Adrienne McKibbins reports on the new Hindi movie BAJRANGI BHAIJAAN

Kabir Khan’s BAJRANGI BHAIJAAN, currently screening at Event Cinemas Burwood NSW complex and elsewhere through GU Cinemas, is about a 6 year old girl who is parted from her mother on a train journey close to the Indian Pakistan border. The girl ends up in India.... She links up with the hapless (but good hearted) hero played by Salman Khan. The girl does not speak, so there is much ado about what to do with her and how to find out where she comes from.

Eventually, our hero discovers she is a Muslim and from Pakistan, and decides he must take the girl back to find her parents. Unable to do so legally, he illegally enters Pakistan eventually linking up with a would-be Pakistani reporter, played by Nawazuddin Siddiqui in a charmingly comic avatar. He has been told our hero is an Indian spy.

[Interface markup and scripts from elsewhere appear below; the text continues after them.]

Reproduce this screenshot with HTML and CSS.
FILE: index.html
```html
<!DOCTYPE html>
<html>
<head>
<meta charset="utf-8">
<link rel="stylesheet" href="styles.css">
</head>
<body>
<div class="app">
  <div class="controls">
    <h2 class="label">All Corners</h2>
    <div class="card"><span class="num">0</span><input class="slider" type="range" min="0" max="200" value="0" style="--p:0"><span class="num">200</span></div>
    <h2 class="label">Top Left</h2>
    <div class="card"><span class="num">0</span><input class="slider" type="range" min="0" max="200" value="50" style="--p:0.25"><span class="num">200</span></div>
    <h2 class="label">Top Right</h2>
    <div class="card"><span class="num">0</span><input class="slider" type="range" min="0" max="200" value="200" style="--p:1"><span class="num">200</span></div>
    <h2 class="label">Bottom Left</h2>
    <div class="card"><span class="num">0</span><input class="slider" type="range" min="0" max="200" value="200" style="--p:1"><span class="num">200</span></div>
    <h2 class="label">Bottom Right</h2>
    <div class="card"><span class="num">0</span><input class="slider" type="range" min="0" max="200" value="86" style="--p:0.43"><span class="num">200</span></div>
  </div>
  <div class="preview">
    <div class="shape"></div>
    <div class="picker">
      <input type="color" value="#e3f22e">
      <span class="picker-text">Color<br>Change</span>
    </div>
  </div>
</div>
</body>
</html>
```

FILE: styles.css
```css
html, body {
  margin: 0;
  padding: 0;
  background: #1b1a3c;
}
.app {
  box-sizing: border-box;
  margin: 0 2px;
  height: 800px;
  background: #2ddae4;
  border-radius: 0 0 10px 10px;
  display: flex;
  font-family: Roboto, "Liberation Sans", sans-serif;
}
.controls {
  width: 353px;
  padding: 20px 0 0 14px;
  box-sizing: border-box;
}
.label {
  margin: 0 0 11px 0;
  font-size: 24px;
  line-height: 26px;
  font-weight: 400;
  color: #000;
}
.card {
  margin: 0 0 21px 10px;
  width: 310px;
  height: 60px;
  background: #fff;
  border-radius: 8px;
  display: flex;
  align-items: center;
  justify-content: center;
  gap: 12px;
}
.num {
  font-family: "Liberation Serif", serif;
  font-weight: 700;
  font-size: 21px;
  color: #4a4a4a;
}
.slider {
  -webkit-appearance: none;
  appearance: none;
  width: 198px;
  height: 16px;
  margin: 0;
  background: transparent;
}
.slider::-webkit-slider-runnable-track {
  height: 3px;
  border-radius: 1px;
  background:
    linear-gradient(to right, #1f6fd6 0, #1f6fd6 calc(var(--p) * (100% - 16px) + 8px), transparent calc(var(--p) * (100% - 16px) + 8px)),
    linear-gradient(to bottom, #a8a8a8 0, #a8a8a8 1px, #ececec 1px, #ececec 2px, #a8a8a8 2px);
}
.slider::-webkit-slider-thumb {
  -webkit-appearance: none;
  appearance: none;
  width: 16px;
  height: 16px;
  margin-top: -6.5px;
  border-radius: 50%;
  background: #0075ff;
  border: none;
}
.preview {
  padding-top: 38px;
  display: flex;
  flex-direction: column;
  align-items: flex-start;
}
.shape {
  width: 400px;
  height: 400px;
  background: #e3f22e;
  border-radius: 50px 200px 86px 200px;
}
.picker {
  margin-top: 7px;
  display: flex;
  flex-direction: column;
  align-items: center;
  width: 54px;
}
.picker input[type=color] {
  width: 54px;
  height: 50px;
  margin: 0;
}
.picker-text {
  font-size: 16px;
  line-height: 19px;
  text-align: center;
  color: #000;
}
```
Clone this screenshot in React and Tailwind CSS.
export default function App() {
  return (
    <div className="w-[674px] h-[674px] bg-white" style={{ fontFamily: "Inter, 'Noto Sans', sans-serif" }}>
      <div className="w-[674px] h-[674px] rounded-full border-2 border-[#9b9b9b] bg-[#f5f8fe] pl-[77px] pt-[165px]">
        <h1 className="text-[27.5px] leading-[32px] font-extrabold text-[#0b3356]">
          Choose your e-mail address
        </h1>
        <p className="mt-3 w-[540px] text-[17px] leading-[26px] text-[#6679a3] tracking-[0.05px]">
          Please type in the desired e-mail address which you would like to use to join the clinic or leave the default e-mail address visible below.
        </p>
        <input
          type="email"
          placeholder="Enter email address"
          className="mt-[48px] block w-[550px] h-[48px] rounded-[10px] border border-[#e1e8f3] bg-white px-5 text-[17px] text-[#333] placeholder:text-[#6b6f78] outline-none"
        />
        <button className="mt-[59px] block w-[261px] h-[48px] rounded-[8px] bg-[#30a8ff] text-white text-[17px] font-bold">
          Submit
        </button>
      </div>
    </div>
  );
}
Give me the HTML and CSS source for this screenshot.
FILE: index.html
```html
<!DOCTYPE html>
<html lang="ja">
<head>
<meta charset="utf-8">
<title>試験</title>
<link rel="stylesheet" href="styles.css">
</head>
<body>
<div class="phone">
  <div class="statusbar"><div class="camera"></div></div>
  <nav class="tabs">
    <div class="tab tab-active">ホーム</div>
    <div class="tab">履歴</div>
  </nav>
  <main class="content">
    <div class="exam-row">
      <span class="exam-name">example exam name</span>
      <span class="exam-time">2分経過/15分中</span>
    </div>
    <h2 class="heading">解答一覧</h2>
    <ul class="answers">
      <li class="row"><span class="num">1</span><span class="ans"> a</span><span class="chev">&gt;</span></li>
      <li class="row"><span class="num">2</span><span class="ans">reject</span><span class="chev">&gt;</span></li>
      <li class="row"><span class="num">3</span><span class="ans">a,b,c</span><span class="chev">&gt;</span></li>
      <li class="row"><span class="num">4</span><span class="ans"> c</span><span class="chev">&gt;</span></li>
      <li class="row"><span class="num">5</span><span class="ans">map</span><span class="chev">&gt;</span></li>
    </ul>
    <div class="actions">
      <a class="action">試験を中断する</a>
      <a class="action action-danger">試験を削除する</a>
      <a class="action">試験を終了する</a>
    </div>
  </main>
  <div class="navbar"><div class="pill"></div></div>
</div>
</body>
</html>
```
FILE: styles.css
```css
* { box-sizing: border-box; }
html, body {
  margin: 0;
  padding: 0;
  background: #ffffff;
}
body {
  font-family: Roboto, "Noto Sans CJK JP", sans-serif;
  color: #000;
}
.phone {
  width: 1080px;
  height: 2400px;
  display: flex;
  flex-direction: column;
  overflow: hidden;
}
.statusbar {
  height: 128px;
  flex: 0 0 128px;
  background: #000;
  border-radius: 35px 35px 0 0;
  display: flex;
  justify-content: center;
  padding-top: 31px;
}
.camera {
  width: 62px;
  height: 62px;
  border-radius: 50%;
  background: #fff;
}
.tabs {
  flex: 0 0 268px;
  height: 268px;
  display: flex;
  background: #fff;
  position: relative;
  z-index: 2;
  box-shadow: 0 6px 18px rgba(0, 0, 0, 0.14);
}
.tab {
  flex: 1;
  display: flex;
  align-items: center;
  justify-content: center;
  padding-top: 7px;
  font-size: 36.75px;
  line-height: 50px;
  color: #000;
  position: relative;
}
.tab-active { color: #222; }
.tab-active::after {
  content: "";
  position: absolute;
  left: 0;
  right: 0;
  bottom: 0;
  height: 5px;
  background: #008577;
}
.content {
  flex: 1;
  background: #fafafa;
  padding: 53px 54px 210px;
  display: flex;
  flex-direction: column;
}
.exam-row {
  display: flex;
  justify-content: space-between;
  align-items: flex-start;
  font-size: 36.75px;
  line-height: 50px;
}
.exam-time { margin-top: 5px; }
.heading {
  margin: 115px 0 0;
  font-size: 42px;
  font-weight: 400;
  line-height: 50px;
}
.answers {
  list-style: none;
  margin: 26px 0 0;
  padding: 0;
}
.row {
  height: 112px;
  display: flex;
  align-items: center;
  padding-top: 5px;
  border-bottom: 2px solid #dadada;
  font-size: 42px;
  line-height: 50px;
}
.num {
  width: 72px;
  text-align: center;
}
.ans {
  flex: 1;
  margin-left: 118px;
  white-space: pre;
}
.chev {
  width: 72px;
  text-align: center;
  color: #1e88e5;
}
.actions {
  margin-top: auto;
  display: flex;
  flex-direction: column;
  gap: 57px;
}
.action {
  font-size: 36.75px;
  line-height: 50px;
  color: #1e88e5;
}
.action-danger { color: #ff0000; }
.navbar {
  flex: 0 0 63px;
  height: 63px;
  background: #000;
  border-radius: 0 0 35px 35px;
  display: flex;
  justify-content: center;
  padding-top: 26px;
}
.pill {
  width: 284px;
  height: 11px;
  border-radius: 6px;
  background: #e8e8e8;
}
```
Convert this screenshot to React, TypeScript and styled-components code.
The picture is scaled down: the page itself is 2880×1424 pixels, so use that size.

Needless to say our hero eventually manages to get the little girl back to her home, and then must find a way to get back to India (he has no passport or visa).

This film released for the Indian festival EID is a real holiday blockbuster, the audience I was with (almost full house) cheered and clapped at various points, especially a speech about India and Pakistan being similar people who should not be hostile to each other.

The finale is very sentimental, taking place at the Indian/Pakistan border.

Kabir Khan has always had concerns in his films about the politics of India/ Pakistan, Hindu/ Muslim, and despite this film being a full on commercial Masala pic with requisite songs and a big dance number, it is also a plea for tolerance. Salman Khan is better than he has been in recent films, but this role is clearly designed for him.. and he does what is expected right down to his usual shirtless scene, when being beaten by Pakistan police.

Definitely designed as a family entertainer. Although it’s predictable, especially in the second half, it still manages to hold a certain amount of tension and Kabir's use of locations is excellent from the desert to the mountains.

It has opened big in India to mostly positive reviews.  Despite the story line being not that original (in generic terms) it is a likeable film, as its heart is in the right place and the "preaching" is genuine and heartfelt.